- _Task_
Return each line of the listing below, unchanged, and omit the images.
— Start Data extract —
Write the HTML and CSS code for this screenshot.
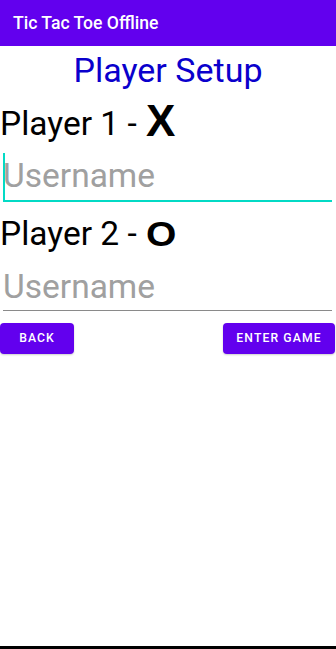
FILE: index.html
```html
<!DOCTYPE html>
<html>
<head>
<meta charset="utf-8">
<link rel="stylesheet" href="styles.css">
</head>
<body>
<div class="screen">
  <header class="appbar"><span class="appbar-title">Tic Tac Toe Offline</span></header>
  <main class="content">
    <h1 class="setup-title">Player Setup</h1>
    <div class="player-label">Player 1 - <span class="mark mark-x">X</span></div>
    <div class="field field-focused"><span class="cursor"></span><span class="placeholder">Username</span></div>
    <div class="player-label player-two">Player 2 - <span class="mark mark-o">O</span></div>
    <div class="field field-idle"><span class="placeholder">Username</span></div>
    <div class="actions">
      <button class="btn btn-back">BACK</button>
      <button class="btn btn-enter">ENTER GAME</button>
    </div>
  </main>
  <div class="navbar"></div>
</div>
</body>
</html>
```
FILE: styles.css
```css
* { box-sizing: border-box; }
html, body { margin: 0; padding: 0; }
body {
  font-family: Roboto, "Liberation Sans", sans-serif;
  background: #ffffff;
  width: 336px;
  height: 649px;
  overflow: hidden;
}
.screen {
  height: 649px;
  display: flex;
  flex-direction: column;
}
.appbar {
  height: 46px;
  background: #6200ee;
  display: flex;
  align-items: center;
  padding-left: 13px;
  flex: none;
}
.appbar-title {
  color: #ffffff;
  font-size: 17.6px;
  font-weight: 500;
  line-height: 1;
  margin-top: 1px;
}
.content {
  flex: 1;
  display: flex;
  flex-direction: column;
}
.setup-title {
  margin: 4px 0 0;
  text-align: center;
  font-size: 34px;
  font-weight: 400;
  line-height: 40px;
  color: #0a00cc;
}
.player-label {
  font-size: 33.5px;
  line-height: 40px;
  color: #000000;
  margin-top: 14px;
  white-space: pre;
}
.player-two { margin-top: 12px; }
.mark {
  font-family: "Liberation Sans", Arial, sans-serif;
  font-weight: 700;
  line-height: 0;
  display: inline-block;
}
.mark-x {
  font-size: 44px;
  margin-left: 1px;
  vertical-align: -1px;
}
.mark-o {
  font-size: 35.5px;
  transform: scaleX(1.1);
  transform-origin: left bottom;
  margin-left: 1px;
  vertical-align: -1px;
}
.field {
  position: relative;
  margin: 8.5px 4px 0 3px;
  height: 49px;
  display: flex;
  align-items: flex-end;
  padding: 0 0 5.5px 0;
}
.field-focused {
  border-bottom: 2px solid #03dac5;
}
.field-idle {
  margin-top: 9px;
  height: 48px;
  border-bottom: 1px solid #8a8a8a;
  padding-bottom: 4.5px;
}
.cursor {
  position: absolute;
  left: 0;
  top: 0;
  bottom: 0;
  width: 2px;
  background: #03dac5;
}
.placeholder {
  font-size: 33.5px;
  line-height: 36px;
  color: #a0a0a0;
}
.actions {
  display: flex;
  justify-content: space-between;
  margin-top: 12px;
}
.btn {
  height: 31px;
  border: none;
  border-radius: 4px;
  background: #6200ee;
  color: #ffffff;
  font-family: Roboto, "Liberation Sans", sans-serif;
  font-size: 12.2px;
  font-weight: 500;
  letter-spacing: 1.1px;
  padding: 0;
  text-align: center;
  box-shadow: 0 1px 2px rgba(0,0,0,0.2);
}
.btn-back { width: 74px; }
.btn-enter { width: 112px; margin-right: 1px; }
.navbar {
  height: 3px;
  background: #000000;
  flex: none;
}
```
— End Data extract —
- _Output of the exercise_
Write the HTML and CSS code for this screenshot.
FILE: index.html
```html
<!DOCTYPE html>
<html>
<head>
<meta charset="utf-8">
<link rel="stylesheet" href="styles.css">
</head>
<body>
<div class="screen">
  <header class="appbar"><span class="appbar-title">Tic Tac Toe Offline</span></header>
  <main class="content">
    <h1 class="setup-title">Player Setup</h1>
    <div class="player-label">Player 1 - <span class="mark mark-x">X</span></div>
    <div class="field field-focused"><span class="cursor"></span><span class="placeholder">Username</span></div>
    <div class="player-label player-two">Player 2 - <span class="mark mark-o">O</span></div>
    <div class="field field-idle"><span class="placeholder">Username</span></div>
    <div class="actions">
      <button class="btn btn-back">BACK</button>
      <button class="btn btn-enter">ENTER GAME</button>
    </div>
  </main>
  <div class="navbar"></div>
</div>
</body>
</html>
```
FILE: styles.css
```css
* { box-sizing: border-box; }
html, body { margin: 0; padding: 0; }
body {
  font-family: Roboto, "Liberation Sans", sans-serif;
  background: #ffffff;
  width: 336px;
  height: 649px;
  overflow: hidden;
}
.screen {
  height: 649px;
  display: flex;
  flex-direction: column;
}
.appbar {
  height: 46px;
  background: #6200ee;
  display: flex;
  align-items: center;
  padding-left: 13px;
  flex: none;
}
.appbar-title {
  color: #ffffff;
  font-size: 17.6px;
  font-weight: 500;
  line-height: 1;
  margin-top: 1px;
}
.content {
  flex: 1;
  display: flex;
  flex-direction: column;
}
.setup-title {
  margin: 4px 0 0;
  text-align: center;
  font-size: 34px;
  font-weight: 400;
  line-height: 40px;
  color: #0a00cc;
}
.player-label {
  font-size: 33.5px;
  line-height: 40px;
  color: #000000;
  margin-top: 14px;
  white-space: pre;
}
.player-two { margin-top: 12px; }
.mark {
  font-family: "Liberation Sans", Arial, sans-serif;
  font-weight: 700;
  line-height: 0;
  display: inline-block;
}
.mark-x {
  font-size: 44px;
  margin-left: 1px;
  vertical-align: -1px;
}
.mark-o {
  font-size: 35.5px;
  transform: scaleX(1.1);
  transform-origin: left bottom;
  margin-left: 1px;
  vertical-align: -1px;
}
.field {
  position: relative;
  margin: 8.5px 4px 0 3px;
  height: 49px;
  display: flex;
  align-items: flex-end;
  padding: 0 0 5.5px 0;
}
.field-focused {
  border-bottom: 2px solid #03dac5;
}
.field-idle {
  margin-top: 9px;
  height: 48px;
  border-bottom: 1px solid #8a8a8a;
  padding-bottom: 4.5px;
}
.cursor {
  position: absolute;
  left: 0;
  top: 0;
  bottom: 0;
  width: 2px;
  background: #03dac5;
}
.placeholder {
  font-size: 33.5px;
  line-height: 36px;
  color: #a0a0a0;
}
.actions {
  display: flex;
  justify-content: space-between;
  margin-top: 12px;
}
.btn {
  height: 31px;
  border: none;
  border-radius: 4px;
  background: #6200ee;
  color: #ffffff;
  font-family: Roboto, "Liberation Sans", sans-serif;
  font-size: 12.2px;
  font-weight: 500;
  letter-spacing: 1.1px;
  padding: 0;
  text-align: center;
  box-shadow: 0 1px 2px rgba(0,0,0,0.2);
}
.btn-back { width: 74px; }
.btn-enter { width: 112px; margin-right: 1px; }
.navbar {
  height: 3px;
  background: #000000;
  flex: none;
}
```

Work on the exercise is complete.